THOUSAND OAKS — Twelve summers ago, Tom Brady was the thirtysomething quarterback of the New England Patriots and Kevin O’Connell was a rookie quarterback looking over his shoulder.
Neither could have imagined where they will be Monday night when the Rams face the Tampa Bay Buccaneers at Raymond James Stadium.
Brady, 43, is still playing, leading the Bucs. O’Connell, 35, is the Rams’ offensive coordinator and quarterback whisperer.
O’Connell is wiser for what he learned as a teammate of one of the greats for parts of 2008 and 2009.
“I chose to use it as an opportunity to be seen and not heard, listen to everything, be a sponge,” O’Connell said Friday, referring to his time as a backup to Brady and Matt Cassel, working with Patriots coach Bill Belichick and offensive coordinator Josh McDaniels.
“I really reflect on that time and think back to maybe some things I could have done differently, but I also reflect on that time and (realize) it created a big-time part of who I am from a football identity standpoint.”
O’Connell, drafted in the third round after a late-blooming career at San Diego State, wound up playing behind Cassel after Brady’s knee injury wiped out the 2008 season for the already three-time Super Bowl winner.
His six passes (four complete) late in a blowout win and a loss ended up being the only official action of his career. The Pats released O’Connell before the 2009 season, a surprise. He tried but failed to stick with four more NFL teams before taking up coaching.

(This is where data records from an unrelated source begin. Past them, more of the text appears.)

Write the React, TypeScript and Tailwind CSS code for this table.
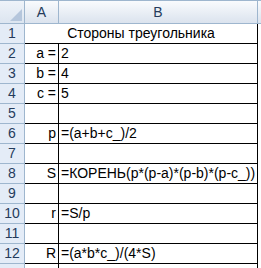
const FONT = "font-['Liberation_Sans',Arial,sans-serif]";

const ROWS = [
  { n: 2, a: "a =", b: "2" },
  { n: 3, a: "b =", b: "4" },
  { n: 4, a: "c =", b: "5" },
  { n: 5, a: "", b: "" },
  { n: 6, a: "p", b: "=(a+b+c_)/2" },
  { n: 7, a: "", b: "" },
  { n: 8, a: "S", b: "=КОРЕНЬ(p*(p-a)*(p-b)*(p-c_))" },
  { n: 9, a: "", b: "" },
  { n: 10, a: "r", b: "=S/p" },
  { n: 11, a: "", b: "" },
  { n: 12, a: "R", b: "=(a*b*c_)/(4*S)" },
];

function RowHead({ n }: { n?: number }) {
  return (
    <div className="flex h-full w-[25px] shrink-0 items-center justify-center border-r border-b border-[#9eb6ce] bg-[#e4ecf7] text-[14px] text-[#253b5b]">
      {n}
    </div>
  );
}

export default function App() {
  return (
    <div className={`h-[268px] w-[261px] overflow-hidden bg-white text-black ${FONT}`}>
      {/* column headers */}
      <div className="flex h-[24px] border-t border-b border-[#9eb6ce] bg-gradient-to-b from-[#f9fbfd] to-[#dbe3ee]">
        <div className="relative w-[25px] shrink-0 border-r border-[#9eb6ce] bg-gradient-to-b from-[#eef3f9] to-[#dce5f0]">
          <svg className="absolute right-[2px] bottom-[2px]" width="12" height="12" viewBox="0 0 12 12">
            <polygon points="12,0 12,12 0,12" fill="#b5c6dc" />
          </svg>
        </div>
        <div className="flex w-[34px] shrink-0 items-center justify-center border-r border-[#9eb6ce] text-[14px] text-[#253b5b]">
          A
        </div>
        <div className="flex w-[199px] shrink-0 items-center justify-center border-r border-[#9eb6ce] text-[14px] text-[#253b5b]">
          B
        </div>
        <div className="flex-1" />
      </div>

      {/* row 1, merged A1:B1 */}
      <div className="flex h-[20px]">
        <RowHead n={1} />
        <div className="flex w-[233px] shrink-0 items-end justify-center border-r border-b border-black pb-[1px] text-[14px] leading-[17px]">
          Стороны треугольника
        </div>
        <div className="flex-1" />
      </div>

      {ROWS.map((r) => (
        <div key={r.n} className="flex h-[20px]">
          <RowHead n={r.n} />
          <div className="flex w-[34px] shrink-0 items-end justify-end border-r border-b border-black pr-[2px] pb-[1px] text-[14px] leading-[17px]">
            {r.a}
          </div>
          <div className="flex w-[199px] shrink-0 items-end whitespace-nowrap border-r border-b border-black pl-[2px] pb-[1px] text-[14px] leading-[17px]">
            {r.b}
          </div>
          <div className="flex-1" />
        </div>
      ))}

      {/* row 13, only a sliver shows */}
      <div className="flex h-[20px]">
        <RowHead />
        <div className="w-[34px] shrink-0 border-r border-black" />
        <div className="w-[199px] shrink-0 border-r border-black" />
        <div className="flex-1" />
      </div>
    </div>
  );
}
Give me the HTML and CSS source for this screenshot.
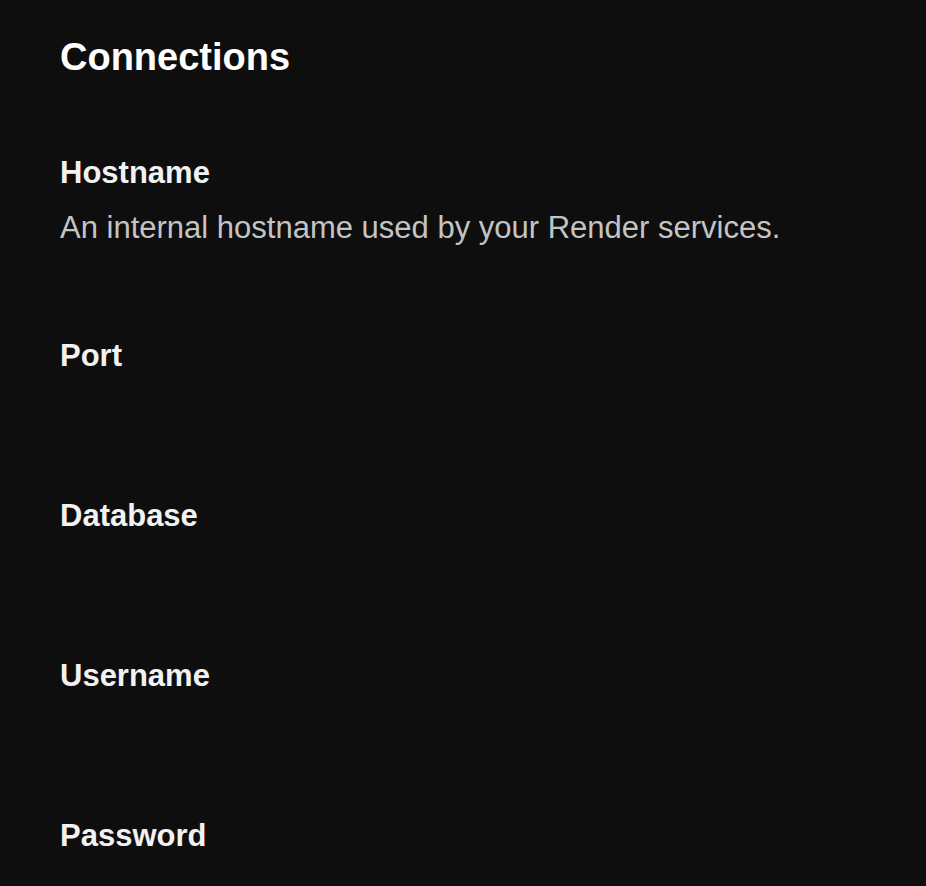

Brady was a living textbook on how to be a pro quarterback.
That’s part of the knowledge that O’Connell tries to pass along to Rams quarterback Jared Goff, even if the coach doesn’t explicitly say, “Tom Brady did it this way and you should too.”
“There’s so many things that you can take away from watching somebody who plays at that level,” O’Connell said after practice. “It could be something as little as the nuances of (reading) coverages. Maybe it’s a footwork thing, an aspect of playing with the proper balance and pocket presence, of being able to play with a quieted lower half in the pocket.
“Although he (Brady) may not be a super-mobile guy – he probably would be the first one to tell you that – he’s probably as elite as anybody within the pocket and being able to move within the pocket and still maintain a full-field progression (looking for receivers).”
The fact that Brady is playing in his 21st season and pursuing his seventh Super Bowl ring with his second franchise, while O’Connell already is in his sixth year of NFL coaching with his fourth franchise, is amazing and amusing. Typically, O’Connell draws a lesson from it.
“I don’t think people talk enough about the work it takes to constantly stay prepared to play at such a high level,” O’Connell said of Brady’s longevity. “Just the overall attention to detail with which he plays the position.